Saving up $50,000 for a down payment for example seems so insanely daunting, it can feel nearly impossible to get started – so you might not start at all.
Instead of defaulting to delay or defeat, break down each action item into a manageable next step.
In the case of saving up $50,000 down payment, the next step would be calculating the monthly or weekly savings target needed to reach $50,000 in five years.
There’s certainly nothing daunting or impossible about using a calculator.
Whatever your big idea or vision is, make it manageable by breaking it down into as many individual components as possible and tackling them one by one.
It’s far more manageable to say, “Contact HR department for 401k benefit explanation” than it is to say “Save $2 million for retirement”.
By breaking down your big picture goals, you create opportunities for daily, weekly and monthly victories, building a lifestyle of small wins that generates the forward momentum you need to keep financial procrastination at bay and build a lifestyle supported by financial success.
Step 2: Break each financial goal down into a tangible (and manageable) next step.
As motivating as your goals may be, behavioral economists have found that the pain of losing something is nearly twice as powerful as the pleasure of gaining something.

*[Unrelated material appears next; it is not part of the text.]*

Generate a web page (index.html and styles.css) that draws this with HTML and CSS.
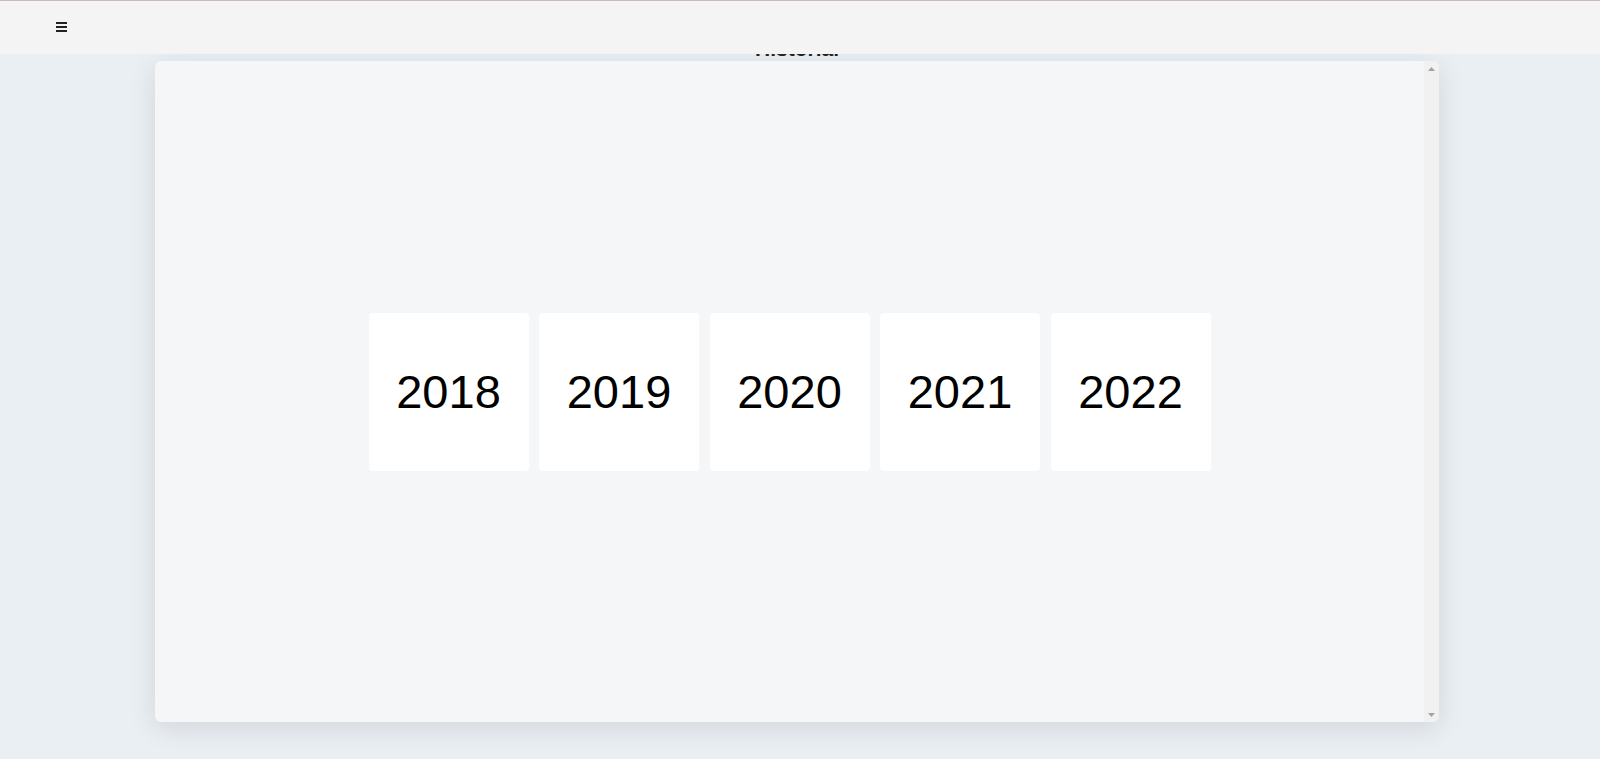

The most powerful force in combating your financial procrastination may not be what you stand to gain by being proactive, but what you stand to lose by doing nothing.
So ask yourself, Are you willing to miss out on your dreams? Are you willing to give up a future on your own terms? Are you willing to settle?
I know I’m not, and that’s enough motivation, even for me, to stop procrastinating!
Step 3: Stay motivated by reminding yourself of your goals and asking yourself if you’re really OK with settling for anything less!